Dingy walls, faded carpets, soulless fast food halls, and nary a power outlet in sight: That’s the dismal experience that awaits you today in many U.S. airports.

But maybe you’ve been to that delicious little tapas joint, Piquillo, at JetBlue’s JFK terminal. Perhaps on your last stop in Toronto, you tasted a local brew at Beerhive Draft & Craft or ordered a gin-spiked Delhi Cucumber Cooler from Marathi restaurant with a swipe on an iPad while comfortably seated at your gate, smartphone charging in an easy-to-find USB port. 

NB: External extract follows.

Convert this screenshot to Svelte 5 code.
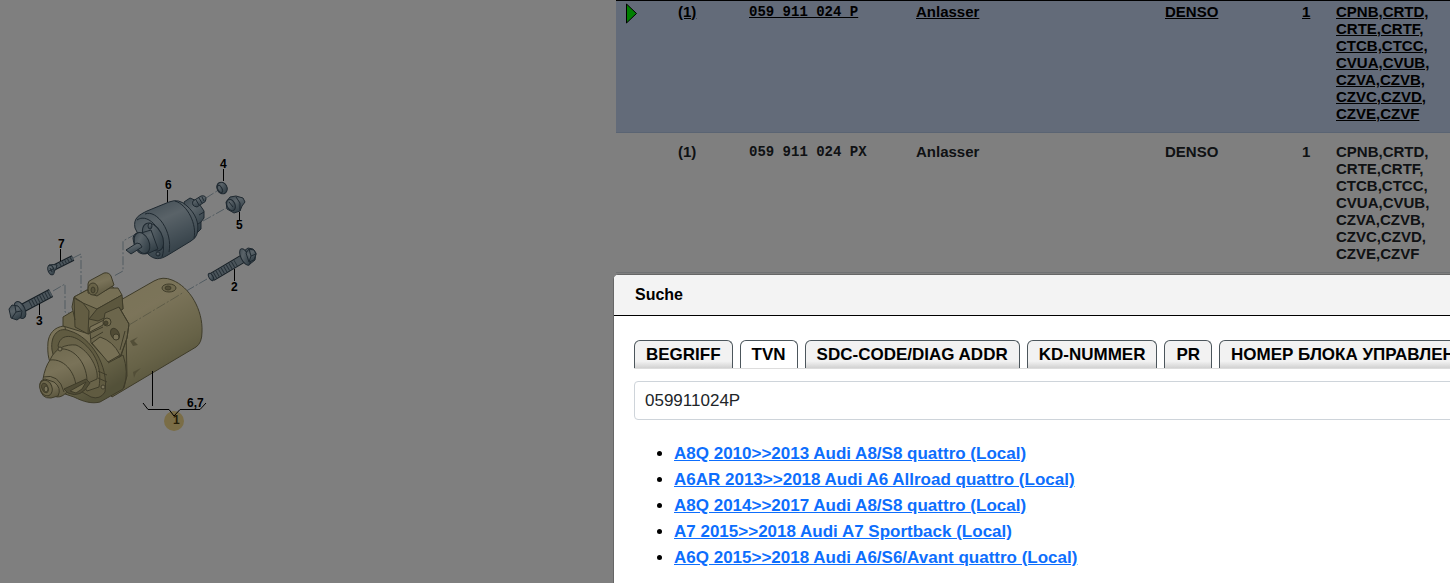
<script lang="ts">
	type Part = {
		qty: string;
		number: string;
		name: string;
		remark: string;
		count: string;
		engines: string[];
		selected?: boolean;
	};

	const engines = [
		'CPNB,CRTD,',
		'CRTE,CRTF,',
		'CTCB,CTCC,',
		'CVUA,CVUB,',
		'CZVA,CZVB,',
		'CZVC,CZVD,',
		'CZVE,CZVF'
	];

	const parts: Part[] = [
		{ qty: '(1)', number: '059 911 024 P', name: 'Anlasser', remark: 'DENSO', count: '1', engines, selected: true },
		{ qty: '(1)', number: '059 911 024 PX', name: 'Anlasser', remark: 'DENSO', count: '1', engines }
	];

	const tabs = ['BEGRIFF', 'TVN', 'SDC-CODE/DIAG ADDR', 'KD-NUMMER', 'PR', 'НОМЕР БЛОКА УПРАВЛЕНИЯ'];

	const results = [
		'A8Q 2010>>2013 Audi A8/S8 quattro (Local)',
		'A6AR 2013>>2018 Audi A6 Allroad quattro (Local)',
		'A8Q 2014>>2017 Audi A8/S8 quattro (Local)',
		'A7 2015>>2018 Audi A7 Sportback (Local)',
		'A6Q 2015>>2018 Audi A6/S6/Avant quattro (Local)'
	];

	let activeTab = $state('TVN');
	let query = $state('059911024P');
</script>

<div class="page">
	<section class="drawing">
		<svg viewBox="0 0 270 440" width="270" height="440" role="img" aria-label="Anlasser">
			<defs>
				<linearGradient id="housing" x1="0" y1="0" x2="0.5" y2="1">
					<stop offset="0" stop-color="#f2e4ae"></stop>
					<stop offset="0.4" stop-color="#f8e9b4"></stop>
					<stop offset="0.75" stop-color="#cfc690"></stop>
					<stop offset="1" stop-color="#a7a273"></stop>
				</linearGradient>
				<linearGradient id="cone" x1="0.3" y1="0" x2="0.7" y2="1">
					<stop offset="0" stop-color="#e0d4a0"></stop>
					<stop offset="0.4" stop-color="#f4e6b2"></stop>
					<stop offset="1" stop-color="#b6ac7c"></stop>
				</linearGradient>
				<linearGradient id="steel" x1="0.2" y1="0" x2="0.7" y2="1">
					<stop offset="0" stop-color="#8298a6"></stop>
					<stop offset="0.35" stop-color="#b4c6d1"></stop>
					<stop offset="0.65" stop-color="#8ba1af"></stop>
					<stop offset="1" stop-color="#5c7584"></stop>
				</linearGradient>
			</defs>

			<g class="guide">
				<path d="M136 234 L123 241 V271 L114 276"></path>
				<path d="M73 258 L81 254 V294"></path>
				<path d="M53 291 L65 284 V312 L72 314"></path>
				<path d="M207 279 L176 297"></path>
				<path d="M206 198 L217 191"></path>
				<path d="M203 221 L228 207"></path>
			</g>

			<!-- solenoid -->
			<g class="part" fill="url(#steel)">
				<path d="M184 202 L190 198 L197 201 L202 208 L204 211 V218 L201 222 V229 L197 233 L190 230 Z"></path>
				<path d="M193 201 L201 196 Q206 195 206 199 Q206 202 203 203 L197 207 Q191 206 193 201 Z"></path>
				<path d="M135 228 C133 218 139 215 147 211 L169 202 Q179 198 187 206 C195 213 200 223 197 234 Q196 238 191 241 L168 255 C160 260 154 260 148 254 Z"></path>
				<path d="M137 220 C150 211 169 237 162 257" fill="none"></path>
				<path d="M145 214 C157 209 173 232 169 252" fill="none"></path>
				<path d="M175 201 C188 205 197 225 194 238" fill="none"></path>
				<ellipse cx="153" cy="237" rx="9" ry="15" transform="rotate(-28 153 237)"></ellipse>
				<path d="M133 238 Q134 232 141 233 L151 230 L158 249 L149 253 Q135 258 133 238 Z"></path>
				<ellipse cx="142" cy="243" rx="7" ry="11" transform="rotate(-25 142 243)"></ellipse>
				<path d="M126 250 L137 243 Q141 243 142 247 L131 254 Z"></path>
				<ellipse cx="150" cy="226" rx="2" ry="3"></ellipse>
				<circle cx="158" cy="254" r="2"></circle>
				<path d="M196 200 l3 5 M199 198 l3 5 M202 197 l2 4 M199 215 l5 -3 M198 224 l3 -2"></path>
			</g>

			<!-- nut and cap -->
			<g class="part" fill="url(#steel)">
				<ellipse cx="222" cy="188" rx="5" ry="6" transform="rotate(-30 222 188)"></ellipse>
				<ellipse cx="220" cy="189" rx="2" ry="4" transform="rotate(-30 220 189)"></ellipse>
				<path d="M226 202 L230 197 L236 196 L243 198 L245 202 L242 206 L240 211 L234 213 L227 209 Z"></path>
				<ellipse cx="231" cy="205" rx="4" ry="6" transform="rotate(-25 231 205)"></ellipse>
				<path d="M236 197 L240 203 L240 211 M229 202 l4 5"></path>
			</g>

			<!-- bolt 2 -->
			<g class="bolt">
				<path class="shaft-edge" d="M212 277 L244 258"></path>
				<path class="shaft" d="M212 277 L244 258"></path>
				<path class="thread" d="M212 277 L236 263"></path>
			</g>
			<g class="part" fill="url(#steel)">
				<ellipse cx="211" cy="277" rx="2" ry="4" transform="rotate(-30 211 277)"></ellipse>
				<path d="M244 251 L248 248 L253 249 L256 253 L255 260 L250 264 L245 263 Z"></path>
				<ellipse cx="245" cy="257" rx="4" ry="9" transform="rotate(-26 245 257)"></ellipse>
				<path d="M246 253 L249 249 L254 250 L256 254 L254 260 L249 262 Z"></path>
				<path d="M249 249 L251 256 L249 262 M251 256 L256 254"></path>
			</g>

			<!-- bolt 3 -->
			<g class="bolt">
				<path class="shaft-edge" d="M21 309 L51 293"></path>
				<path class="shaft" d="M21 309 L51 293"></path>
				<path class="thread" d="M30 304 L51 293"></path>
			</g>
			<g class="part" fill="url(#steel)">
				<ellipse cx="20" cy="310" rx="5" ry="9" transform="rotate(-25 20 310)"></ellipse>
				<path d="M9 309 L12 305 L18 306 L22 311 L21 317 L17 320 L11 318 Z"></path>
				<path d="M15 306 L16 312 L12 318 M16 312 L21 311"></path>
			</g>

			<!-- screw 7 -->
			<g class="bolt small">
				<path class="shaft-edge" d="M53 268 L73 258"></path>
				<path class="shaft" d="M53 268 L73 258"></path>
				<path class="thread" d="M60 265 L73 258"></path>
			</g>
			<g class="part" fill="url(#steel)">
				<path d="M49 265 Q54 264 57 265 L56 269 L52 274 Z"></path>
				<ellipse cx="51" cy="270" rx="3" ry="5" transform="rotate(-20 51 270)"></ellipse>
				<path d="M50 268 l2 4 M49 271 l4 -2"></path>
			</g>

			<!-- starter motor -->
			<g class="starter">
				<path fill="url(#housing)" d="M112 305 L154 281 Q163 276 172 280 C190 287 203 310 202 332 Q202 343 196 347 L112 397 L90 370 Z"></path>
				<path fill="url(#housing)" d="M64 326 C54 327 49 334 48 342 C47 355 49 363 55 372 L65 394 L74 397 C84 402 92 404 100 402 L123 389 L127 376 L126 330 L118 304 L85 312 Z"></path>
				<path fill="#d6ca94" d="M63 326 V317 L73 311 L72 307 L74 297 L87 290 L111 285 L122 297 L123 309 L104 320 L90 327 L89 334 Z"></path>
				<path fill="#ecdea8" d="M74 297 L87 290 L97 295 L110 288 L118 288 L122 295 L97 309 L83 303 Z"></path>
				<path fill="#b8af7c" d="M97 309 L122 295 L123 309 L98 321 L89 319 Z"></path>
				<path fill="url(#cone)" d="M88 293 V284 Q88 281 91 280 L104 273 Q109 272 111 276 L114 285 L97 296 Z"></path>
				<ellipse fill="#d0c58f" cx="93" cy="289" rx="5" ry="6"></ellipse>
				<ellipse cx="93" cy="290" rx="2" ry="3" fill="#b0a778"></ellipse>
				<path fill="#c6bb87" d="M74 298 L83 303 L89 311 L88 334 L75 327 Z"></path>
				<path fill="#d9cd99" d="M90 332 L103 325 L105 313 L119 307 L129 324 L127 338 L120 357 L103 356 L91 343 Z"></path>
				<path d="M119 307 L129 324 L127 338 L121 356 M125 331 L120 350"></path>
				<circle cx="107" cy="322" r="4" fill="#e7d99f"></circle>
				<circle cx="106" cy="323" r="2" fill="#988f64"></circle>
				<ellipse cx="115" cy="334" rx="4" ry="6" fill="#a0976b" transform="rotate(-28 115 334)"></ellipse>
				<ellipse cx="116" cy="337" rx="3" ry="3" fill="#f1e3ae"></ellipse>
				<path fill="#eee0aa" d="M92 343 L100 337 Q113 341 120 355 L108 362 Z"></path>
				<path d="M88 334 L103 327 M91 339 L103 332 M65 327 L66 333 M73 311 L75 320"></path>
				<path fill="#c0b682" d="M52 350 C50 335 59 326 70 331 C91 337 109 366 105 392 Q100 400 91 397 L59 379 Z"></path>
				<path fill="#d2c793" d="M58 346 C60 334 72 334 82 342 C96 353 102 368 99 387 L87 391 Z"></path>
				<path fill="url(#cone)" d="M50 360 C55 348 66 344 76 345 C90 351 99 370 97 379 L66 393 Q60 399 54 396 L43 379 Q45 367 50 360 Z"></path>
				<path d="M50 360 C66 358 77 376 76 390 M59 349 C75 347 88 365 87 384 M43 377 Q59 373 64 392"></path>
				<path fill="#a0986c" d="M64 389 L86 379 L90 383 Q81 399 68 393 Z"></path>
				<path fill="#e1d49c" d="M70 391 L86 382 L82 389 L76 393 Z"></path>
				<path fill="url(#cone)" d="M40 387 Q39 380 45 379 L54 382 Q62 388 58 396 L51 398 Q41 399 40 387 Z"></path>
				<ellipse cx="46" cy="388" rx="6" ry="8" fill="#d9cc97" transform="rotate(-22 46 388)"></ellipse>
				<ellipse cx="45" cy="388" rx="3" ry="5" fill="#aaa071" transform="rotate(-22 45 388)"></ellipse>
				<ellipse cx="46" cy="389" rx="2" ry="3" fill="#f5e8b7"></ellipse>
				<circle cx="60" cy="349" r="2" fill="#f5e8b7"></circle>
				<circle cx="103" cy="387" r="2" fill="#f5e8b7"></circle>
				<path d="M98 371 L107 375 M98 378 L107 382 M108 363 L123 355 Q129 372 124 388"></path>
				<path fill="#a59c6f" stroke="none" d="M130 341 L138 337 L134 341 L138 345 L133 346 Z"></path>
				<path fill="#a59c6f" stroke="none" d="M133 372 L141 368 L136 373 L134 378 Z"></path>
				<ellipse cx="169" cy="288" rx="7" ry="4" fill="#dfd29c"></ellipse>
				<ellipse cx="168" cy="288" rx="3" ry="2" fill="#a49b6e"></ellipse>
				<path class="axis" d="M129 325 L176 297 L184 292"></path>
			</g>

			<circle class="hotspot" cx="174" cy="421" r="10"></circle>
			<g class="leader">
				<path d="M223.5 169 V181 M167.5 190 V202 M239.5 212 V220 M60.5 249 V261 M234.5 269 V281 M39.5 304 V315 M152.5 371 V406"></path>
				<path d="M143 403 L148 409.5 H169 L174 416 L180 409.5 H200 L206 403"></path>
			</g>
			<g class="label">
				<text x="220" y="168">4</text>
				<text x="165" y="189">6</text>
				<text x="236" y="229">5</text>
				<text x="58" y="248">7</text>
				<text x="231" y="291">2</text>
				<text x="36" y="325">3</text>
				<text x="187" y="407">6,7</text>
				<text class="current" x="173" y="424">1</text>
			</g>
		</svg>
	</section>

	<section class="parts">
		<table>
			<colgroup>
				<col class="c-mark" />
				<col class="c-qty" />
				<col class="c-number" />
				<col class="c-name" />
				<col class="c-remark" />
				<col class="c-count" />
				<col class="c-engines" />
			</colgroup>
			<tbody>
				{#each parts as part (part.number)}
					<tr class:selected={part.selected}>
						<td>
							{#if part.selected}
								<svg class="marker" viewBox="0 0 12 22" width="12" height="22" aria-hidden="true">
									<path d="M0.5 1 V20 L10.5 10.5 Z" fill="#00ff00" stroke="#000" stroke-width="1"></path>
								</svg>
							{/if}
						</td>
						<td>{part.qty}</td>
						<td class="number">{part.number}</td>
						<td>{part.name}</td>
						<td>{part.remark}</td>
						<td>{part.count}</td>
						<td>
							{#each part.engines as line}
								<div>{line}</div>
							{/each}
						</td>
					</tr>
				{/each}
			</tbody>
		</table>
	</section>
</div>

<div class="backdrop">
	<div class="dialog" role="dialog" aria-labelledby="dialog-title">
		<header id="dialog-title">Suche</header>
		<div class="content">
			<div class="tabs" role="tablist">
				{#each tabs as tab}
					<button
						type="button"
						role="tab"
						class:active={tab === activeTab}
						aria-selected={tab === activeTab}
						onclick={() => (activeTab = tab)}>{tab}</button
					>
				{/each}
			</div>
			<input type="text" aria-label={activeTab} bind:value={query} />
			<ul>
				{#each results as result}
					<li><a href="#result">{result}</a></li>
				{/each}
			</ul>
		</div>
	</div>
</div>

<style>
	:global(body) {
		background: #fff;
		color: #212529;
		font-family: 'Liberation Sans', Arial, sans-serif;
	}

	.page {
		display: flex;
		height: 100vh;
		overflow: hidden;
	}

	.drawing {
		flex: none;
		width: 616px;
	}

	.drawing svg {
		display: block;
	}

	.part {
		stroke: #3d5160;
		stroke-width: 1;
		stroke-linejoin: round;
	}

	.guide path {
		fill: none;
		stroke: #a3b6c2;
		stroke-dasharray: 9 2 2 2;
	}

	.bolt path {
		fill: none;
	}

	.shaft-edge {
		stroke: #2b3c48;
		stroke-width: 9;
	}

	.shaft {
		stroke: #97aab7;
		stroke-width: 7;
	}

	.thread {
		stroke: #4c606d;
		stroke-width: 7;
		stroke-dasharray: 1 2;
	}

	.small .shaft-edge {
		stroke-width: 6;
	}

	.small .shaft {
		stroke-width: 4;
	}

	.small .thread {
		stroke-width: 4;
	}

	.starter {
		fill: none;
		stroke: #7d7753;
		stroke-width: 1;
		stroke-linejoin: round;
	}

	.starter .axis {
		stroke: #bdb88f;
		stroke-dasharray: 10 2 2 2;
	}

	.leader path {
		fill: none;
		stroke: #000;
		stroke-width: 1;
	}

	.hotspot {
		fill: #f4da8c;
	}

	.label {
		fill: #000;
		font-size: 12px;
		font-weight: 700;
	}

	.label .current {
		fill: #4a3c10;
	}

	.parts {
		flex: 1;
		min-width: 0;
		overflow: hidden;
		border-top: 1px solid #000;
	}

	table {
		width: 100%;
		margin-top: -8px;
		border-collapse: collapse;
		table-layout: fixed;
		font-size: 15px;
		font-weight: 700;
		line-height: 17px;
	}

	.c-mark {
		width: 52px;
	}

	.c-qty {
		width: 71px;
	}

	.c-number {
		width: 167px;
	}

	.c-remark {
		width: 137px;
	}

	.c-count {
		width: 34px;
	}

	.c-engines {
		width: 124px;
	}

	td {
		padding: 10px 0 10px 10px;
		border-bottom: 1px solid #dee2e6;
		vertical-align: top;
	}

	.selected td {
		border-bottom-color: #b4c8e6;
		background: #c6d6f2;
		color: #000;
		text-decoration: underline;
	}

	.number {
		font-family: 'Liberation Mono', 'Courier New', monospace;
		font-size: 14px;
		line-height: 19px;
	}

	.marker {
		display: block;
	}

	.backdrop {
		position: fixed;
		inset: 0;
		overflow: hidden;
		background: rgba(0, 0, 0, 0.5);
	}

	.dialog {
		position: absolute;
		top: 274px;
		right: -220px;
		bottom: -40px;
		left: 613px;
		border: 1px solid #666;
		border-radius: 5px;
		background: #fff;
		color: #000;
	}

	header {
		padding: 0 21px;
		border-bottom: 1px solid #000;
		border-radius: 4px 4px 0 0;
		background: #f3f3f3;
		font-size: 16px;
		font-weight: 700;
		line-height: 40px;
	}

	.content {
		padding: 24px 20px;
	}

	.tabs {
		display: flex;
		gap: 7px;
		margin-bottom: 12px;
		border-bottom: 1px solid #ddd;
	}

	.tabs button {
		flex: none;
		height: 28px;
		padding: 0 11px;
		border: 1px solid #4c565c;
		border-bottom: 0;
		border-radius: 6px 6px 0 0;
		background: linear-gradient(#f2f2f2 75%, #d2d2d2);
		color: #000;
		font: 700 17px/26px 'Liberation Sans', Arial, sans-serif;
		white-space: nowrap;
	}

	.tabs button.active {
		background: #fff;
	}

	input {
		box-sizing: border-box;
		display: block;
		width: 100%;
		height: 39px;
		padding: 0 10px;
		border: 1px solid #ced4da;
		border-radius: 4px;
		background: #fff;
		color: #212529;
		font: 17px/24px 'Liberation Sans', Arial, sans-serif;
	}

	ul {
		margin: 21px 0 0;
		padding-left: 40px;
		font-size: 17px;
		line-height: 26px;
	}

	a {
		color: #0d6efd;
		font-weight: 700;
	}
</style>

If you have, you’ve felt the touch of OTG, the company that’s transforming the U.S. airport dining scene, with its farm-terminal philosophy. 

“People spend more time in airports than ever,” says Rick Blatstein, OTG’s founder. “The space after security and before you board the plane is an opportunity to deliver a world-class experience.” 

Rick Blatstein
OTG has completely redesigned nine terminals since 2008 in cities including New York, Washington D.C., Houston, Minneapolis, and Toronto. The $120 million overhaul of Newark’s United terminal includes restaurants from former Top Chef contestant and local superstar Dale Talde and from vegetarian chef Amanda Cohen of Manhattan’s Dirt Candy, whose eatery will open at the end of this year. United’s new Houston terminal and American Airlines’ Philadelphia terminal are next.

“Our goal is to create a memorable experience through look, feel, touch, and taste that is unique to the city where the airport is,” Blatstein says. Passengers seem to like it, as revenue has gone up in each OTG-designed terminal, even though the restaurants avoid the typical markups you’ll find in many airport food halls. 

“High prices equal unhappy customers who don’t want to spend money,” says Blatstein. “We’re just applying common sense.”